Why is this Wine so Yummy?
The 2015 Vintage
Two thousand sixteen has turned out to be an extraordinary vintage for Antinori. The family’s wines in Chianti Classico are off the charts great. At the entry-level, the wines are incredibly delicious and have the added virtue of being made in large quantities, which means readers in many markets around the world will be able to enjoy them. The most improved wine is the Chianti Classico Gran Selezione Badia a Passignano, which now finally tastes like a wine of place, while at the upper end, both Tignanello and Solaia are truly majestic. The 2016s are marked by pure sensuality, with perfectly ripe tannins that feel like they aren’t there at all. What a fabulous collection of wines this is.
73% Cabernet Sauvignon, 7% Cabernet Franc, 20% Sangiovese
Upon arriving in the cellar, the grape bunches were delicately destemmed and the berries, before pressing, were carefully selected on the sorting table; here the attention to every detail insured that only perfect grapes went into the 6000 liter (1600 gallon) conical fermenting tanks.

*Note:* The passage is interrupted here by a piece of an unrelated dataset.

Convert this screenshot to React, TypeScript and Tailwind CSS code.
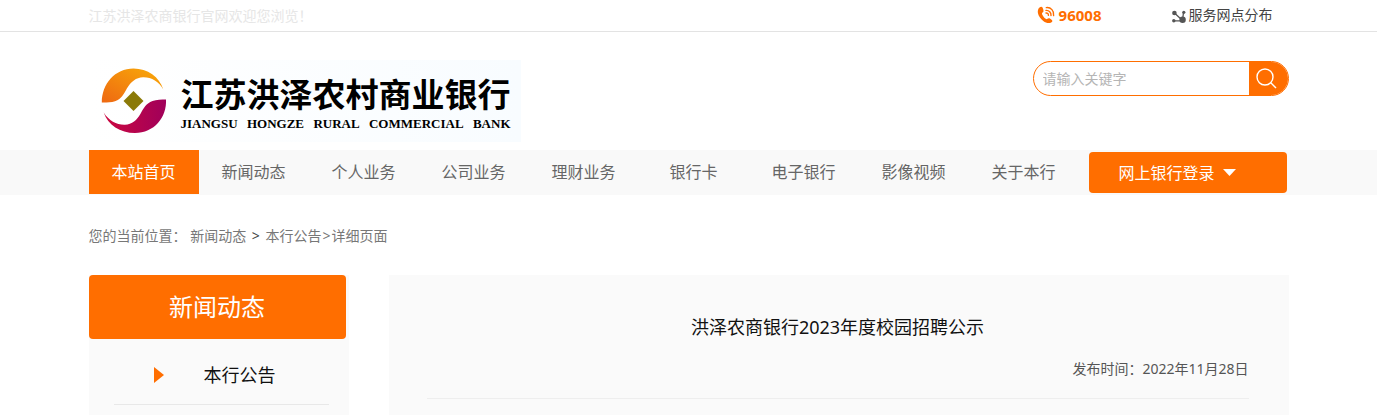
type NavItem = {
  label: string;
  href: string;
};

const NAV_ITEMS: NavItem[] = [
  { label: '本站首页', href: '#home' },
  { label: '新闻动态', href: '#news' },
  { label: '个人业务', href: '#personal' },
  { label: '公司业务', href: '#company' },
  { label: '理财业务', href: '#finance' },
  { label: '银行卡', href: '#card' },
  { label: '电子银行', href: '#ebank' },
  { label: '影像视频', href: '#video' },
  { label: '关于本行', href: '#about' },
];

function PhoneIcon() {
  return (
    <svg className="h-[18px] w-[18px]" viewBox="0 0 18 18" aria-hidden="true">
      <path
        d="M2.500 1.500C3.500.7 5 .6 5.500 1.500c.6 1.100 1 2.300 1 3.400 0 .9-.5 1.300-1.100 1.700-.5.4-.5.9-.3 1.600.7 1.900 2 3.500 3.600 4.600.7.5 1.200.5 1.700 0 .7-.7 1.300-.8 2.100-.5 1.100.5 2 1.200 2.600 2 .7 1-.1 1.900-1.400 2.400-2.300.9-5 .1-7.400-1.800C3.600 12.800 1.400 9.900.9 7 .6 4.900 1 2.800 2.500 1.500z"
        fill="#ff6e00"
      />
      <g fill="none" stroke="#ff6e00" strokeWidth="1.400" strokeLinecap="round">
        <path d="M9.300 1.600C13.800 1 17.400 5 16.600 9.600" />
        <path d="M9 4.400c3-.3 5.300 2.100 5 5.100" />
        <path d="M9 7c1.500-.1 2.500.9 2.400 2.400" />
      </g>
    </svg>
  );
}

function BranchIcon() {
  return (
    <svg className="mt-0.5 h-[13px] w-[14px]" viewBox="0 0 14 13" aria-hidden="true">
      <path d="M2.500 3L10 10M11.500 2.500l-1 8M2 10.800h8" stroke="#555" strokeWidth="1.300" fill="none" />
      <circle cx="2.400" cy="3" r="2.300" fill="#555" />
      <circle cx="11.800" cy="2.300" r="1.600" fill="#555" />
      <circle cx="1.800" cy="10.800" r="1.700" fill="#555" />
      <circle cx="10.600" cy="9.700" r="3.200" fill="#555" />
    </svg>
  );
}

function BankMark() {
  return (
    <svg className="h-[66px] w-[66px] shrink-0" viewBox="0 0 66 66" aria-hidden="true">
      <defs>
        <linearGradient id="markTop" x1="0" y1="1" x2="1" y2="0">
          <stop offset="0" stopColor="#ee6812" />
          <stop offset="1" stopColor="#f9ac08" />
        </linearGradient>
        <linearGradient id="markBottom" x1="0" y1="0" x2="1" y2="0">
          <stop offset="0" stopColor="#cc0840" />
          <stop offset="1" stopColor="#a0005a" />
        </linearGradient>
      </defs>
      <path
        d="M.8 34.500C.8 16 14 .6 32.500.6c14 0 26 8.500 29.800 21C58 13.500 50 9 42 9.300c-7 .2-12 4.500-16 11-3.500 6-5 10.500-12 13-4 1.300-9 1.200-13.200 1.200z"
        fill="url(#markTop)"
      />
      <path
        d="M65 31.500c1 18-12 33.500-31 33.500C19 65 7 57 2.700 44.500 8 53 16 57 24 56.700c7-.3 12-4.700 15.500-11 3.500-6 5.500-10.200 12-12.700 4-1.400 9-1.500 13.500-1.500z"
        fill="url(#markBottom)"
      />
      <path d="M32.500 23L42.500 33 32.500 43 22.500 33z" fill="#8b7a08" />
    </svg>
  );
}

function TopBar() {
  return (
    <div className="border-b border-[#e3e3e3]">
      <div className="mx-auto flex h-[31px] max-w-[1200px] items-center justify-between pr-4 text-sm">
        <p className="text-[#e6e6e6]">江苏洪泽农商银行官网欢迎您浏览！</p>
        <div className="flex items-center gap-[70px]">
          <a href="tel:96008" className="flex items-center gap-1 text-[15px] font-bold text-[#ff6e00]">
            <PhoneIcon />
            96008
          </a>
          <a href="#branches" className="flex items-center gap-[3px] text-[#444]">
            <BranchIcon />
            服务网点分布
          </a>
        </div>
      </div>
    </div>
  );
}

function Header() {
  return (
    <header className="mx-auto flex h-[118px] max-w-[1200px] items-start justify-between pt-7">
      <a
        href="#home"
        className="flex h-[82px] w-[432px] items-center gap-3.5 bg-gradient-to-r from-white to-[#f8fcff] pl-3 text-black"
      >
        <BankMark />
        <span className="flex flex-col pt-1 whitespace-nowrap">
          <span className="text-[33px] leading-[42px] font-bold">江苏洪泽农村商业银行</span>
          <span className="flex justify-between font-['Liberation_Serif',serif] text-[13px] leading-4 font-bold">
            <span>JIANGSU</span> <span>HONGZE</span> <span>RURAL</span> <span>COMMERCIAL</span> <span>BANK</span>
          </span>
        </span>
      </a>
      <form
        className="mt-px flex h-[35px] w-64 overflow-hidden rounded-full border border-[#ff6e00]"
        onSubmit={(e) => e.preventDefault()}
      >
        <input
          type="text"
          aria-label="请输入关键字"
          placeholder="请输入关键字"
          className="min-w-0 flex-1 bg-transparent pl-[9px] text-sm outline-none placeholder:text-[#b5b5b5]"
        />
        <button type="submit" aria-label="搜索" className="flex w-[39px] items-center justify-center bg-[#ff6e00] pr-1">
          <svg className="h-[21px] w-[21px]" viewBox="0 0 21 21" fill="none" stroke="#fff" strokeWidth="1.400" aria-hidden="true">
            <circle cx="9" cy="9" r="8" />
            <path d="M14.800 14.800L20 20" />
          </svg>
        </button>
      </form>
    </header>
  );
}

function NavBar() {
  return (
    <nav className="bg-[#f9f9f9]">
      <div className="mx-auto flex h-[45px] max-w-[1200px] items-start text-base">
        {NAV_ITEMS.map((item, i) => (
          <a
            key={item.href}
            href={item.href}
            className={
              i === 0
                ? 'w-[110px] bg-[#ff6e00] text-center leading-[44px] text-white'
                : 'w-[110px] text-center leading-[44px] text-[#666]'
            }
          >
            {item.label}
          </a>
        ))}
        <button
          type="button"
          className="mt-0.5 ml-2.5 flex h-[41px] w-[198px] items-center gap-2 rounded bg-[#ff6e00] pl-[30px] text-white"
        >
          网上银行登录
          <svg className="h-[7px] w-[13px]" viewBox="0 0 13 7" aria-hidden="true">
            <path d="M0 0h13L6.500 7z" fill="#fff" />
          </svg>
        </button>
      </div>
    </nav>
  );
}

function Sidebar() {
  return (
    <aside className="w-[260px] bg-[#fafafa]">
      <h2 className="mr-[3px] rounded bg-[#ff6e00] text-center text-2xl leading-[64px] text-white">新闻动态</h2>
      <ul className="pr-5 pl-[25px]">
        <li className="border-b border-[#e8e8e8]">
          <a href="#notice" className="flex h-[65px] items-center gap-10 pt-1.5 pl-10 text-lg text-[#111]">
            <svg className="h-4 w-2.5" viewBox="0 0 10 16" aria-hidden="true">
              <path d="M0 0l10 8L0 16z" fill="#ff6e00" />
            </svg>
            本行公告
          </a>
        </li>
      </ul>
    </aside>
  );
}

export default function App() {
  return (
    <div className="min-h-screen bg-white font-['Noto_Sans','Noto_Sans_CJK_SC',sans-serif]">
      <TopBar />
      <Header />
      <NavBar />
      <div className="mx-auto flex h-20 max-w-[1200px] items-center pt-0.5 text-sm whitespace-pre text-[#777]">
        您的当前位置： <a href="#news">新闻动态</a>
        <span className="px-0.5 text-[#444]">{' > '}</span>
        <a href="#notice">本行公告</a>
        <span className="px-px">&gt;</span>
        <span>详细页面</span>
      </div>
      <div className="mx-auto flex max-w-[1200px] justify-between">
        <Sidebar />
        <main className="min-h-[140px] w-[900px] bg-[#fafafa] pr-10 pl-[38px]">
          <article className="border-b border-[#eee] pt-10 pb-[19px]">
            <h1 className="text-center text-lg leading-6 text-[#111]">洪泽农商银行2023年度校园招聘公示</h1>
            <p className="mt-5 text-right text-sm leading-5 text-[#555]">发布时间：2022年11月28日</p>
          </article>
        </main>
      </div>
    </div>
  );
}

The must was then slowly transformed into wine: during this phase it was necessary to exercise the maximum care to maintain freshness and fragrance without, however, neglecting the extraction of color, utilizing as well a management of tannins aimed at suppleness and elegance. Once the wine was run off its skins, it was put through a complete malolactic fermentation, which took place in small oak barrels to further bring out freshness and flavor pleasure.
The aging process continued in 60 gallon French oak barrels and lasted approximately 18 months. During this period, the various lots, fermented and aged separately on the basis of the grape variety and the vineyard conditions, aged properly and were then blended together a few months before bottling.
The History of Solaia
by Antonio Galloni, Vinous
The Antinori family of Florence, one of the world’s oldest and most distinguished wine producers, has lived in Tuscany since the 14th century and celebrated its 625th anniversary as wine makers in 2010. The current company president, Marchese Piero Antinori, believes in the tradition that the primary role of wine is to accompany food and enhance the dining experience. In Florence, the Antinori family has led a “Renaissance” in Italian wine making by combining long traditions, a love of authenticity and a dynamic innovative spirit.
Solaia emerges from a handful of hillside blocks within Antinori’s vast Tignanello property in San Casciano Val di Pesa in the northern part of the Chianti Classico region. Like many cutting-edge Tuscan wines, Solaia began its lift as an experiment. In 1978 Antinori had a little more Cabernet Sauvignon/Franc for their Tignanello than they needed, so a small amount was bottled separately. The rest, as they say, is history. Pretty much.
The first two vintages were 80% Cabernet Sauvignon and 20% Cabernet Franc. With the 1982 vintage, Solaia took the shape it pretty much has today, which is about 75% Cabernet Sauvignon, 20% Sangiovese and 5% Cabernet Franc. In a few vintages, such as 1985 and 1989-1994, the Cabernet Sauvignon percentage has been closer to 70%, while the Franc has gone up to 10%. The other exception is 2002, a very difficult vintage, in which Solaia is 90% Cabernet Sauvignon and 10% Cabernet Franc.
Over the years, Solaia has been a good stylistic barometer for Tuscany. In the 1980s, Solaia was quite classic and Bordeaux-inspired. In the 1990s, ripeness and concentration were both given an extra push, while the 2000s saw a return to earlier harvests and a search for greater finesse.
1982 was the first vintage in which Solaia includes Sangiovese, an early precursor to how the wine would develop in the coming years.
The wines really entered the stratosphere with the 2004 Solaia the first of the truly epic modern Solaia. This is the first vintage in which the component wines were aged separately and blended towards the end of aging. That, along with more care in managing temperature in fermentation and aging, and the fabulous vintage combine to produce a super-silky, polished Solaia. Sweet, refined tannins and pure sophistication are the hallmarks of this era of dazzling, totally head-spinning Solaias.
From this point Antinori began seeking to elevate the finesse in the wine. In recent years, the winemaking team headed by Renzo Cotarello has shifted towards a style that seeks more energy and vibrancy in the wines than in the past, something that is very much in evidence in tasting through the 2015’s.